STATED GOAL :: Isolate every line in the data with the string "this" and copy it.

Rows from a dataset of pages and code
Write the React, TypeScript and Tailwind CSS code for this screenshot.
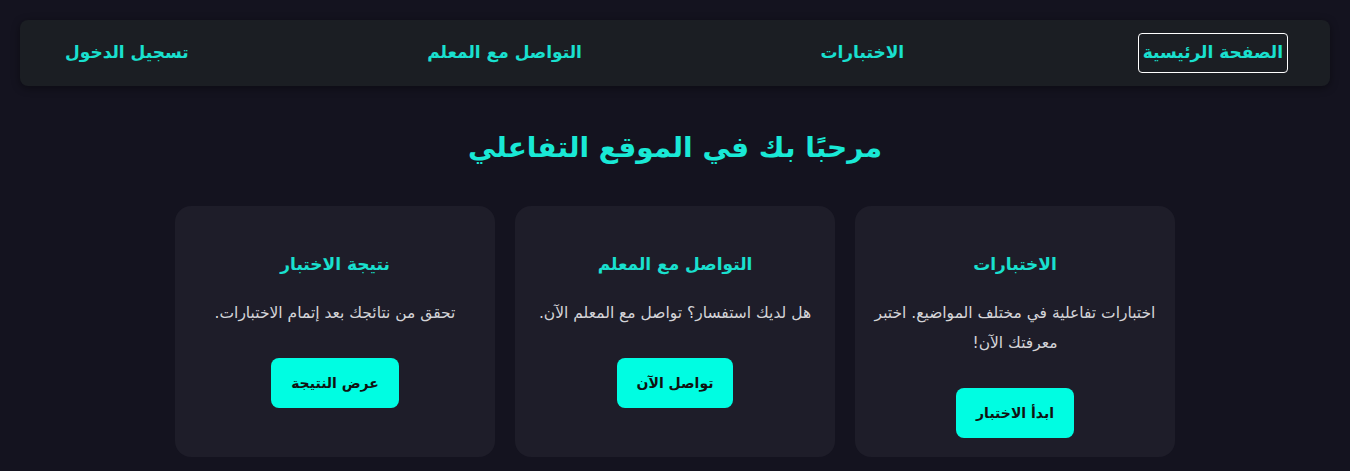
import React from "react";

const cards = [
  {
    title: "الاختبارات",
    desc: "اختبارات تفاعلية في مختلف المواضيع. اختبر معرفتك الآن!",
    btn: "ابدأ الاختبار",
  },
  {
    title: "التواصل مع المعلم",
    desc: "هل لديك استفسار؟ تواصل مع المعلم الآن.",
    btn: "تواصل الآن",
  },
  {
    title: "نتيجة الاختبار",
    desc: "تحقق من نتائجك بعد إتمام الاختبارات.",
    btn: "عرض النتيجة",
  },
];

export default function App() {
  return (
    <div
      dir="rtl"
      className="min-h-[471px] w-full bg-[#14131f] pt-[20px] px-[20px]"
      style={{ fontFamily: '"DejaVu Sans", sans-serif' }}
    >
      <nav className="flex h-[66px] items-center justify-between rounded-lg bg-[#1b1e23] pl-[40px] pr-[42px] shadow-[0_2px_8px_rgba(0,0,0,0.4)]">
        <a className="rounded-[4px] border border-white px-[4px] py-[6px] text-[17px] font-bold text-[#19e0cf]">
          الصفحة الرئيسية
        </a>
        <a className="border border-transparent px-[4px] py-[6px] text-[17px] font-bold text-[#19e0cf]">
          الاختبارات
        </a>
        <a className="border border-transparent px-[4px] py-[6px] text-[17px] font-bold text-[#19e0cf]">
          التواصل مع المعلم
        </a>
        <a className="border border-transparent px-[4px] py-[6px] text-[17px] font-bold text-[#19e0cf]">
          تسجيل الدخول
        </a>
      </nav>
      <h1 className="mt-[40px] text-center text-[28px] font-bold leading-[44px] text-[#19e9d6]">
        مرحبًا بك في الموقع التفاعلي
      </h1>
      <div className="mt-[36px] flex justify-center gap-[20px]">
        {cards.map((c) => (
          <div
            key={c.title}
            className="flex h-[251px] w-[320px] flex-col items-center rounded-2xl bg-[#1e1d29] px-[14px] pt-[44px] text-center"
          >
            <h3 className="text-[17px] font-bold leading-[28px] text-[#19e0cf]">{c.title}</h3>
            <p className="mt-[20px] text-[15.5px] leading-[30px] text-[#d4d4d8]">{c.desc}</p>
            <button className="mt-[30px] h-[50px] rounded-lg bg-[#00fde2] px-[20px] text-[14px] font-bold text-[#111]">
              {c.btn}
            </button>
          </div>
        ))}
      </div>
    </div>
  );
}
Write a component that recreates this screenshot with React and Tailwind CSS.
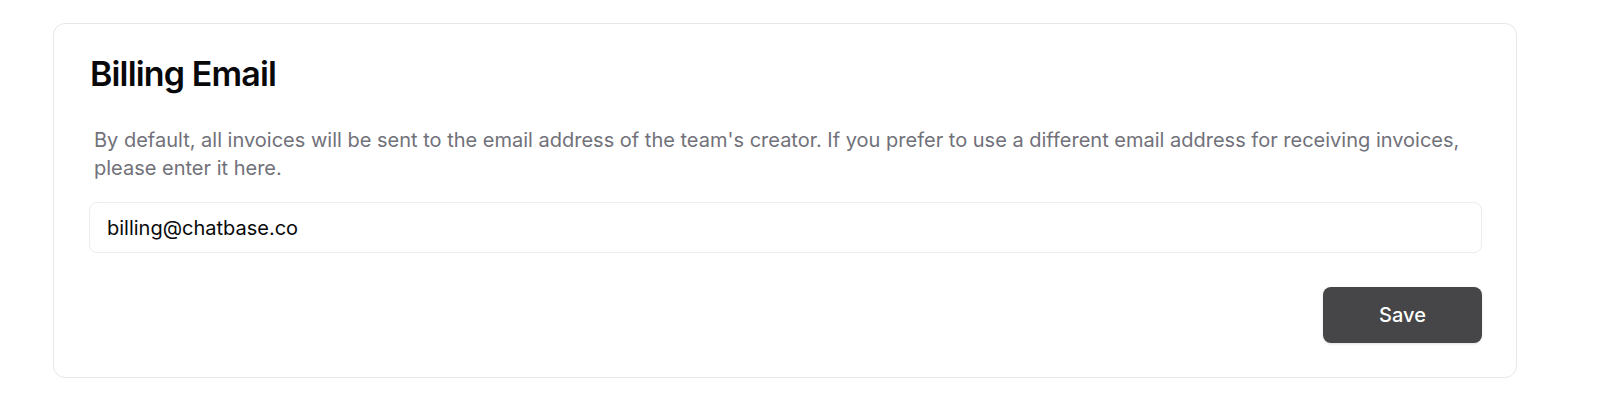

FULL ANSWER ::
Write the React, TypeScript and Tailwind CSS code for this screenshot.
Write a component that recreates this screenshot with React and Tailwind CSS.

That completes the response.